Ask the governor and the Board of Public Utilities to put electric lines underground, to minimize outages during severe storms.

Use local shelters with backup generators for Berkeley residents, instead of relying on inadequate regional shelters.

Obtain adequate flood rescue vehicles.

Partner with Berkeley township gas stations to help volunteer stations set up emergency generators during power outages.

"We must develop a long-range vision and adapt strategies to preserve the future potential of our waterfront," the report states.

What do you think of the predictions and strategies in the report? Tell us in the comments section below.
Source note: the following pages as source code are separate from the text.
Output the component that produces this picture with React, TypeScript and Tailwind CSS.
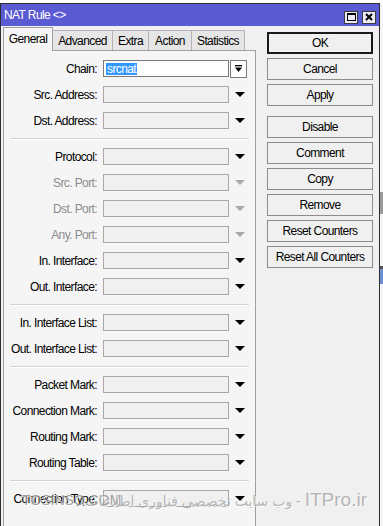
import React from 'react';

type Field = { label: string; disabled?: boolean; chain?: boolean };

const groups: Field[][] = [
  [{ label: 'Chain:', chain: true }, { label: 'Src. Address:' }, { label: 'Dst. Address:' }],
  [
    { label: 'Protocol:' },
    { label: 'Src. Port:', disabled: true },
    { label: 'Dst. Port:', disabled: true },
    { label: 'Any. Port:', disabled: true },
    { label: 'In. Interface:' },
    { label: 'Out. Interface:' }
  ],
  [{ label: 'In. Interface List:' }, { label: 'Out. Interface List:' }],
  [
    { label: 'Packet Mark:' },
    { label: 'Connection Mark:' },
    { label: 'Routing Mark:' },
    { label: 'Routing Table:' }
  ],
  [{ label: 'Connection Type:' }]
];

const tabs = [
  { name: 'General', w: 'w-[50px]' },
  { name: 'Advanced', w: 'w-[60px]' },
  { name: 'Extra', w: 'w-[36px]' },
  { name: 'Action', w: 'w-[43px]' },
  { name: 'Statistics', w: 'w-[53px]' }
];

const buttons = [
  ['OK', 'Cancel', 'Apply'],
  ['Disable', 'Comment', 'Copy', 'Remove', 'Reset Counters', 'Reset All Counters']
];

function Arrow({ disabled }: { disabled?: boolean }) {
  return (
    <svg width="10" height="5" viewBox="0 0 10 5" className="ml-[6px] shrink-0">
      <polygon points="0,0 10,0 5,5" fill={disabled ? '#a8a8a8' : '#000'} />
    </svg>
  );
}

function Row({ field }: { field: Field }) {
  return (
    <div className="flex items-center h-[17px]">
      <div className="w-[93px] flex justify-end shrink-0">
        <span
          className={`whitespace-nowrap shrink-0 ${field.disabled ? 'text-[#8c8c8c]' : 'text-black'}`}
        >
          {field.label}
        </span>
      </div>
      {field.chain ? (
        <>
          <div className="ml-[6px] w-[126px] h-[17px] bg-white border border-[#7a7a7a] flex items-center pl-[2px]">
            <span className="bg-[#3399ff] text-white leading-[12px] px-px">srcnat</span>
          </div>
          <div className="ml-px w-[17px] h-[18px] bg-white border border-[#7a7a7a] flex items-center justify-center">
            <svg width="9" height="9" viewBox="0 0 9 9">
              <rect x="1" y="1" width="7" height="1.3" fill="#000" />
              <polygon points="1,3.5 8,3.5 4.5,8" fill="#000" />
            </svg>
          </div>
        </>
      ) : (
        <>
          <div className="ml-[6px] w-[126px] h-[17px] bg-[#f0f0f0] border border-[#a8a8a8]" />
          <Arrow disabled={field.disabled} />
        </>
      )}
    </div>
  );
}

function Separator() {
  return <div className="mx-[6px] h-px bg-[#d2d2d2] shadow-[0_1px_0_#fff]" />;
}

export default function App() {
  return (
    <div className="relative w-[383px] h-[526px] overflow-hidden bg-white font-['Liberation_Sans',Arial,sans-serif] text-[12px] tracking-[-0.6px] text-black">
      <div className="flex">
        <div className="mt-[3px] w-[380px] h-[600px] border border-[#2e2e2e] bg-[#f0f0f0] flex flex-col">
          {/* title bar */}
          <div className="h-[22px] bg-[#5a5ad2] flex items-center pl-[3px] pr-[3px]">
            <span className="text-white">NAT Rule &lt;&gt;</span>
            <div className="ml-auto flex gap-[4px] mt-[4px]">
              <div className="w-[14px] h-[13px] bg-[#eceaf4] border border-[#3a3a3a] flex items-center justify-center">
                <div className="w-[9px] h-[8px] border border-black border-t-2" />
              </div>
              <div className="w-[14px] h-[13px] bg-[#eceaf4] border border-[#3a3a3a] flex items-center justify-center">
                <svg width="8" height="8" viewBox="0 0 8 8">
                  <path d="M1 1 L7 7 M7 1 L1 7" stroke="#000" strokeWidth="2" />
                </svg>
              </div>
            </div>
          </div>

          <div className="flex flex-1">
            {/* left: tabs + panel */}
            <div className="flex flex-col pl-[2px]">
              <div className="flex items-end h-[24px]">
                {tabs.map((t, i) =>
                  i === 0 ? (
                    <div
                      key={t.name}
                      className={`${t.w} h-[24px] -mb-px relative z-10 bg-[#f5f5f5] border border-b-0 border-[#a0a0a0] flex items-center justify-center pb-px`}
                    >
                      {t.name}
                    </div>
                  ) : (
                    <div
                      key={t.name}
                      className={`${t.w} h-[20px] bg-[#e6e6e6] border border-l-0 border-b-0 border-[#b4b4b4] flex items-center justify-center`}
                    >
                      {t.name}
                    </div>
                  )
                )}
              </div>
              <div className="w-[253px] flex-1 bg-[#f5f5f5] border border-[#a0a0a0] pt-[9px] flex flex-col gap-[9px]">
                {groups.map((g, gi) => (
                  <React.Fragment key={gi}>
                    {gi > 0 && <Separator />}
                    {g.map(f => (
                      <Row key={f.label} field={f} />
                    ))}
                  </React.Fragment>
                ))}
              </div>
            </div>

            {/* right: buttons */}
            <div className="pl-[11px] pt-[6px] flex flex-col gap-[10px]">
              {buttons.map((grp, gi) => (
                <div key={gi} className="flex flex-col gap-[4px]">
                  {grp.map(b => (
                    <div
                      key={b}
                      className={`w-[106px] h-[22px] flex items-center justify-center bg-[#f0f0f0] ${
                        b === 'OK' ? 'border-2 border-[#1a1a1a]' : 'border border-[#8c8c8c]'
                      }`}
                    >
                      {b}
                    </div>
                  ))}
                </div>
              ))}
            </div>
          </div>
        </div>

        {/* sliver of the window behind */}
        <div className="w-[3px] mt-[3px] flex flex-col bg-[#f4f4f4]">
          <div className="h-[189px]" />
          <div className="h-[22px] bg-[#9a9a9a]" />
          <div className="h-[52px]" />
          <div className="h-[3px] bg-[#555]" />
          <div className="h-[15px] bg-[#6d8fd6]" />
        </div>
      </div>

      {/* watermark */}
      <div className="absolute left-[22px] top-[490px] text-[14px] tracking-normal text-[#8e8e8e] opacity-80 [text-shadow:1px_1px_0_#fff]">
        TOSINSO.COM
      </div>
      <div
        dir="rtl"
        className="absolute right-[16px] top-[486px] flex items-baseline gap-[4px] tracking-normal text-[#a8a8a8] opacity-80 whitespace-nowrap font-['Liberation_Sans','DejaVu_Sans',sans-serif] [text-shadow:1px_1px_0_#fff]"
      >
        <span className="text-[19px]">ITPro.ir</span>
        <span className="text-[14px]">- وب سایت تخصصی فناوری اطلاعات</span>
      </div>
    </div>
  );
}
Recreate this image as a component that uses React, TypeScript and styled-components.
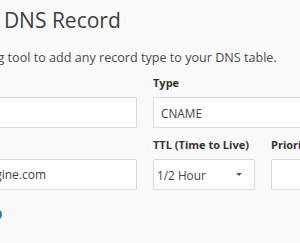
import styled, { createGlobalStyle } from 'styled-components'

const GlobalStyle = createGlobalStyle`
  html, body {
    margin: 0;
    padding: 0;
    background: #f9f9f9;
    overflow: hidden;
  }
  body {
    font-family: "Open Sans", "Liberation Sans", sans-serif;
    color: #3a3a3a;
  }
`

// the screenshot is a crop, so the panel starts left of the window
const Panel = styled.div`
  margin-left: -107px;
  padding-top: 8px;
  width: 600px;
`

const Title = styled.h1`
  margin: 0;
  font-size: 21px;
  line-height: 25px;
  font-weight: 400;
  color: #404040;
`

const Subtitle = styled.p`
  margin: 16px 0 9px 10px;
  font-size: 12.6px;
  line-height: 18px;
  color: #4a4a4a;
`

const FormGrid = styled.div`
  display: grid;
  grid-template-columns: 244px 244px;
  column-gap: 16px;
  row-gap: 10px;
`

const SubGrid = styled.div`
  display: grid;
  grid-template-columns: 102px 1fr;
  column-gap: 16px;
`

const Field = styled.div`
  display: flex;
  flex-direction: column;
`

const Label = styled.label`
  font-size: 11px;
  line-height: 14px;
  font-weight: 700;
  color: #333;
  margin-bottom: 7px;
  white-space: nowrap;
`

const Input = styled.input`
  box-sizing: border-box;
  height: 31px;
  width: 100%;
  padding: 0 7px;
  border: 1px solid #dadada;
  border-radius: 1px;
  background: #fff;
  font-family: inherit;
  font-size: 12px;
  color: #444;
  outline: none;
`

const Select = styled.div<{ $pad?: number }>`
  box-sizing: border-box;
  height: 31px;
  display: flex;
  align-items: center;
  justify-content: space-between;
  padding: 0 12px 0 ${p => p.$pad ?? 7}px;
  border: 1px solid #dadada;
  border-radius: 1px;
  background: #fff;
  font-size: 11.8px;
  color: #444;
`

const Caret = styled.span`
  width: 0;
  height: 0;
  border-left: 3px solid transparent;
  border-right: 3px solid transparent;
  border-top: 3px solid #555;
`

const Actions = styled.div`
  margin-top: 19px;
  padding-left: 98px;
`

const AddDot = styled.button`
  display: block;
  width: 11px;
  height: 11px;
  padding: 0;
  border: none;
  border-radius: 50%;
  background: #0b82de;
`

export default function App() {
  return (
    <>
      <GlobalStyle />
      <Panel>
        <Title>Add a New DNS Record</Title>
        <Subtitle>Use the following tool to add any record type to your DNS table.</Subtitle>
        <FormGrid>
          <Field>
            <Label>Host</Label>
            <Input defaultValue="" />
          </Field>
          <Field>
            <Label>Type</Label>
            <Select>
              CNAME
              <Caret />
            </Select>
          </Field>
          <Field>
            <Label>Value</Label>
            <Input defaultValue="mywebsite.wpengine.com" />
          </Field>
          <SubGrid>
            <Field>
              <Label>TTL (Time to Live)</Label>
              <Select $pad={3}>
                1/2 Hour
                <Caret />
              </Select>
            </Field>
            <Field>
              <Label>Priority</Label>
              <Input defaultValue="" />
            </Field>
          </SubGrid>
        </FormGrid>
        <Actions>
          <AddDot aria-label="Add record" />
        </Actions>
      </Panel>
    </>
  )
}
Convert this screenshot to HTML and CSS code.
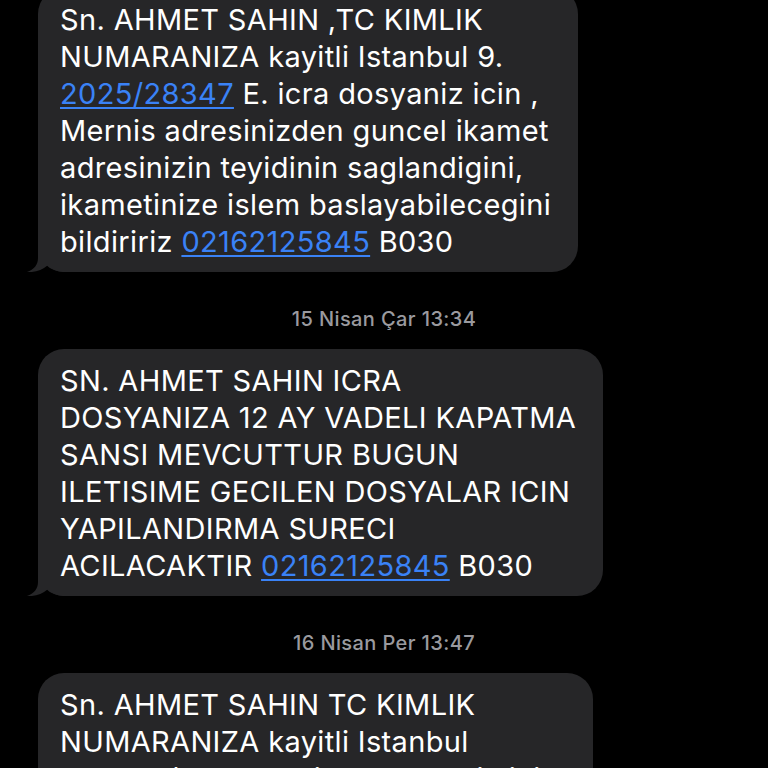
FILE: index.html
```html
<!DOCTYPE html>
<html lang="tr">
<head>
<meta charset="utf-8">
<link rel="stylesheet" href="styles.css">
</head>
<body>
<div class="thread">
  <div class="bubble b1">
    <svg class="tail" viewBox="0 0 40 26" width="40" height="26"><path d="M12,0 L12,12 C12,19 8,23.5 1,26 C9,26.6 16,24.2 21.5,19.5 C26,23.5 32,26 40,26 L40,0 Z"/></svg>
    <p class="msg">Sn. AHMET SAHIN ,TC KIMLIK<br>NUMARANIZA kayitli Istanbul 9.<br><a class="link">2025/28347</a> E. icra dosyaniz icin ,<br>Mernis adresinizden guncel ikamet<br>adresinizin teyidinin saglandigini,<br>ikametinize islem baslayabilecegini<br>bildiririz <a class="link">02162125845</a> B030</p>
  </div>
  <div class="stamp">15 Nisan Çar 13:34</div>
  <div class="bubble b2">
    <svg class="tail" viewBox="0 0 40 26" width="40" height="26"><path d="M12,0 L12,12 C12,19 8,23.5 1,26 C9,26.6 16,24.2 21.5,19.5 C26,23.5 32,26 40,26 L40,0 Z"/></svg>
    <p class="msg">SN. AHMET SAHIN ICRA<br>DOSYANIZA 12 AY VADELI KAPATMA<br>SANSI MEVCUTTUR BUGUN<br>ILETISIME GECILEN DOSYALAR ICIN<br>YAPILANDIRMA SURECI<br>ACILACAKTIR <a class="link">02162125845</a> B030</p>
  </div>
  <div class="stamp">16 Nisan Per 13:47</div>
  <div class="bubble b3">
    <p class="msg">Sn. AHMET SAHIN TC KIMLIK<br>NUMARANIZA kayitli Istanbul<br>9. 2025/28348 E. icra dosyaniz icin ,<br>Mernis adresinizden guncel ikamet</p>
  </div>
</div>
</body>
</html>
```

FILE: styles.css
```css
html, body {
  margin: 0;
  padding: 0;
  background: #000;
  height: 768px;
  overflow: hidden;
}
.thread {
  display: flex;
  flex-direction: column;
  align-items: flex-start;
  padding-left: 38px;
  margin-top: -12px;
  font-family: Inter, "Liberation Sans", Arial, sans-serif;
}
.bubble {
  position: relative;
  background: #262628;
  border-radius: 26px;
  padding: 13px 0 12px 22px;
  box-sizing: border-box;
}
.b1 { width: 540px; }
.b2 { width: 565px; }
.b3 { width: 555px; }
.msg {
  position: relative;
  margin: 0;
  color: #fff;
  font-size: 29px;
  letter-spacing: 0.35px;
  line-height: 37px;
  white-space: nowrap;
}
.link {
  color: #3a82f6;
  text-decoration: underline;
  text-decoration-thickness: 2px;
  text-underline-offset: 3px;
}
.tail {
  position: absolute;
  left: -12px;
  bottom: 0;
  fill: #262628;
  display: block;
}
.stamp {
  align-self: stretch;
  margin-left: -38px;
  margin-top: 37px;
  margin-bottom: 20px;
  text-align: center;
  color: #9a9a9f;
  font-size: 20px;
  font-weight: 500;
  letter-spacing: 0.4px;
  line-height: 20px;
}
```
Bill Weber June 03, 2014 at 05:32 AM
Has anyone seen Chicken Little?
Mortimer Snerd June 03, 2014 at 06:01 AM
But Fox News and Gov. Christie say there's no such thing as climate change...
Jeff F June 03, 2014 at 06:38 AM
Finally a story not about heroin.
Phitins Phan June 03, 2014 at 07:34 AM
From Global Warming to Climate Change to Climate Disturbances to Now DUNES of DOOM...Anything to Scare the People into Voting to Keep this Ponzi Scheme Going... "Dude" its the SHORE, the Tip and Ridge of the Ocean...You want yo Live Here....NEWS FLASH....Sometimes Storms Will Come and Create Flooding....DUH...!
seasoned-and-reasoned June 03, 2014 at 09:27 AM
"As time goes on with rising sea levels, and subsidence and increased frequency and intensities of Atlantic coastal storms, tidal flooding will get increasingly worse," Just where, in what science journal did the author get actual EMPIRICAL evidence that the levels of water in Barnegat Bay have risen??? As the article states "...declining groundwater due to population growth is literally causing New Jersey to sink..." which shows that the state may be SINKING, not that the waters are rising!! Give me empirical evidence, not evidence drawn from models that are nothing more than guesses of what "may" occur in the future, but real evidence that water levels have risen and will continue to do so. Please stop with the fear-mongering and the Chicken Little, doomsday predictions that are designed only for the propagation of a theory that keeps what would otherwise be unemployed scientists employed at the taxpayers expense.